«Il mercato del lavoro torna ai livelli pre-crisi»
Grazie a un insieme di fattori peculiare, il mercato del lavoro a Trieste ha raggiunto nuovamente i livelli antecedenti alla crisi. Nel 2017 il territorio provinciale contava 97 mila occupati, tanti quanti dieci anni prima: un bel salto rispetto ai 90 mila del biennio 2010-2011. È l’esito dello studio condotto da Alessandro Russo, ricercatore e consigliere di amministrazione dell’Istituto di ricerche economiche e sociali (Ires) del Fvg. L’analisi verrà presentata oggi alle 18 nella sala Cral della Stazione Marittima dall’associazione Luoghi Comuni dell’ex sindaco Roberto Cosolini.
Secondo le ricerche di Russo, Trieste svetta rispetto al resto della regione: in Fvg il numero di occupati è ancora molto inferiore rispetto al periodo 2007-2008. Spiega Russo: «Udine e Pordenone sono aree in cui il manifatturiero e l’edilizia hanno una diversa consistenza rispetto alla Venezia Giulia. Sono i settori che hanno più sofferto la crisi, la differenza deriva in prima battuta da questo».
Anche il dato del tasso di occupazione (ovvero il numero di occupati come percentuale della popolazione 15-64 anni) disegna a Trieste una traiettoria ascendente rispetto a quella della media nazionale. L’anno passato ha raggiunto il 67%, superando il 65,8% del 2007. In Italia è attualmente al 58%.

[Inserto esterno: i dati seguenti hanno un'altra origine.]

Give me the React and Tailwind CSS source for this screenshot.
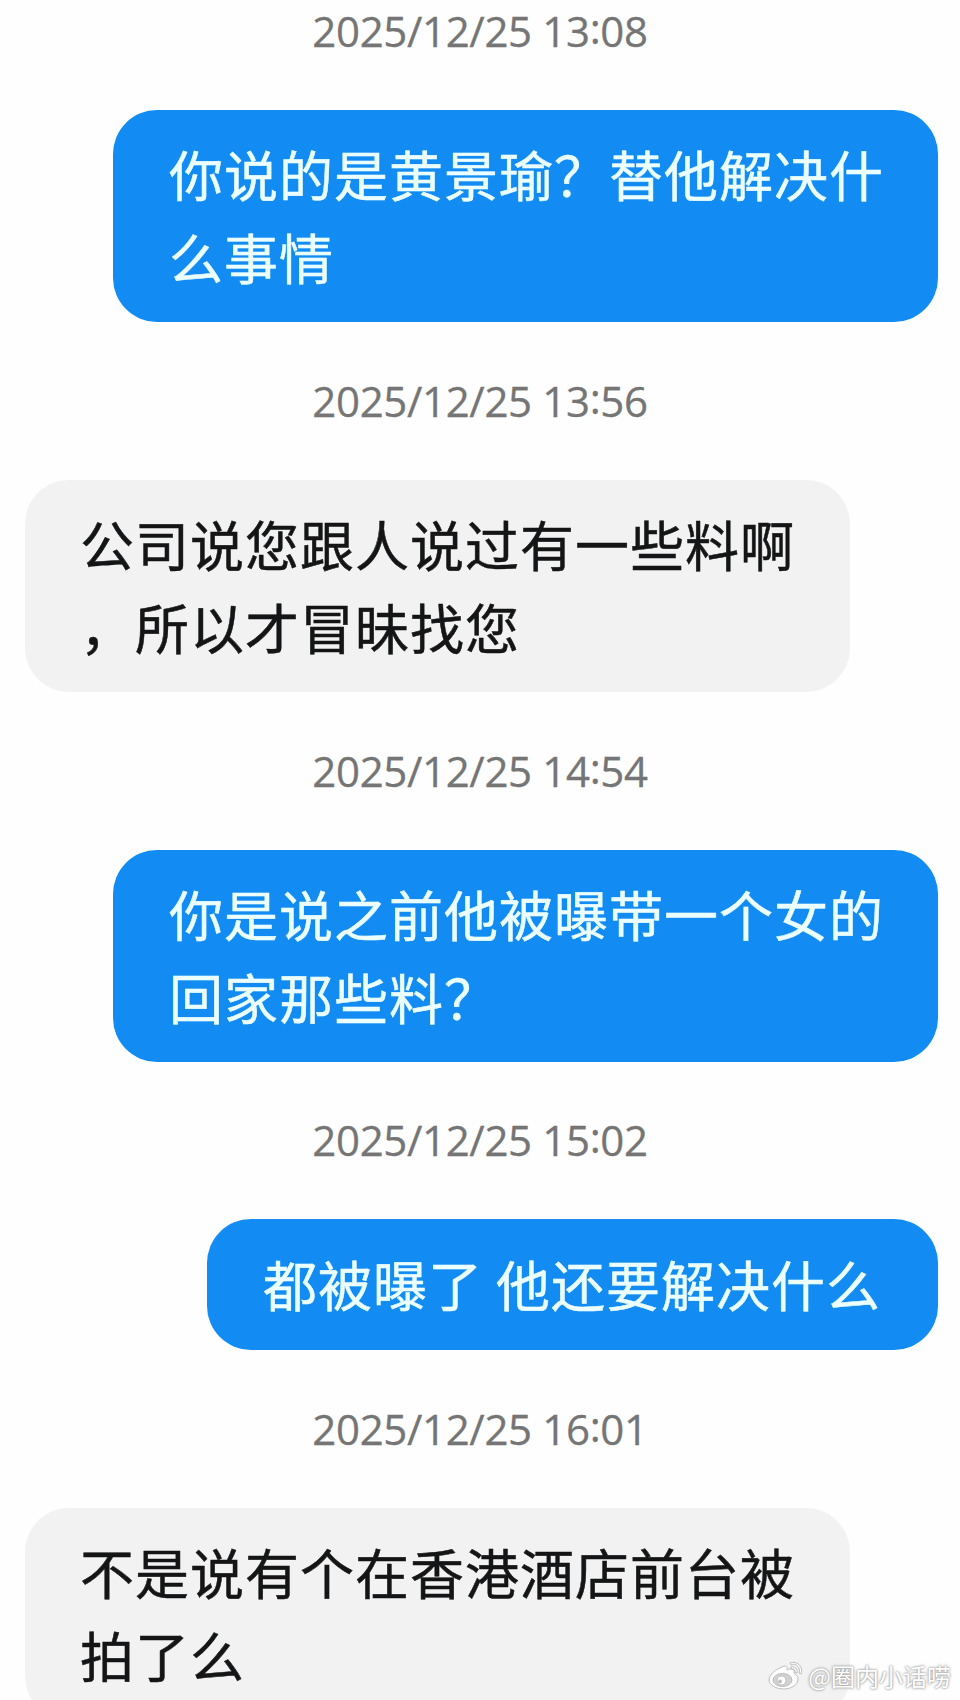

La performance triestina, prosegue il ricercatore, è il frutto di un cocktail di elementi: «Sicuramente ha influito il rilancio del turismo - spiega Russo -. Alcuni settori, in particolare la ristorazione e il commercio, danno segnali di vitalità. La dinamica influisce positivamente anche in altre parti della regione, ma qui ha un’incidenza maggiore».
L’elaborazione dell’Ires sui dati Inps prende in considerazione la variazione fra 2014 e 2016, analizzando la crescita degli occupati dipendenti nel settore privato in provincia di Trieste, settore per settore. La crescita maggiore la registrano i servizi di ristorazione (647 occupati in più, pari al 19,4%). Seguono la fabbricazione di computer e prodotti di elettronica (512 occupati in più, pari al 36,9%) e l’assistenza sociale non residenziale (378 occupati in più, 25,4%) e il commercio al dettaglio (311 occupati, 6,7%).
Per quanto riguarda le imprese, il numero complessivo è diminuito di oltre 900 unità tra 2009 e 2017, passando da 14 mila 845 a 13 mila 934 8-6,1%). Tra i pochi settori in controtendenza ci sono la ristorazione, i servizi alla persona (istituti di bellezza, attività di tatuaggio e piercing, eccetera), i servizi di pulizia.
Nel decennio 2008-2016 è cresciuto anche il lavoro a tempo indeterminato, che ha subito un aumento del 6,2%, mentre nello stesso lasso di tempo i contratti a scadenza sono calati dell’8,7% e quelli di apprendistato del 29,4%.
Scende naturalmente il tasso di disoccupazione, che negli ultimi anni aveva raggiunto quota 8,1% mentre ora si attesta al 6%, pari a circa 6 mila disoccupati.
Aggiunge ancora Russo: «Ha pesato anche l’economia del mare, che attraversa una fase positiva dai cantieri alla logistica. Il potenziale di crescita in questo settore è ancora più ampio, se si considerano le potenzialità di sviluppo del porto».
Ciononostante non mancano i fattori negativi. La forza lavoro triestina è infatti sempre più vecchia: il grafico delle classi di età vede un chiaro spostamento in avanti della parabola nel passaggio dal 2008 al 2016. I numeri assoluti parlano da soli: i lavoratori con meno di 30 anni diminuiscono del 18,5% (da 8 mila 929 a 7 mila 273) mentre quelli di età superiore ai 50 anni crescono del 57,9% (da 10 mila 809 a 17 mila circa).
Commenta Russo: «I giovani spesso studiano qui e poi lasciano il territorio, a volte non tornano. Un tempo l’immigrazione contribuiva a rallentare il processo, mentre ora sembra non tamponare più».
Sintetizza infine il ricercatore: «Durante la crisi sono state penalizzate soprattutto la componente maschile e quella indipendente. C’è stata una notevole espansione del part time, anche tra gli uomini, che ha portato a una diminuzione delle ore lavorate con un impatto sui redditi». Queste le ombre sul futuro: «L’invecchiamento della popolazione e degli occupati, frutto della legge Fornero e dei cambiamenti demografici, potrebbe avere delle conseguenze sul rinnovamento del tessuto produttivo. Lo sviluppo 4.0 richiede, non solo in ambito industriale, una capacità di rinnovamento che rischiamo di non avere a sufficienza».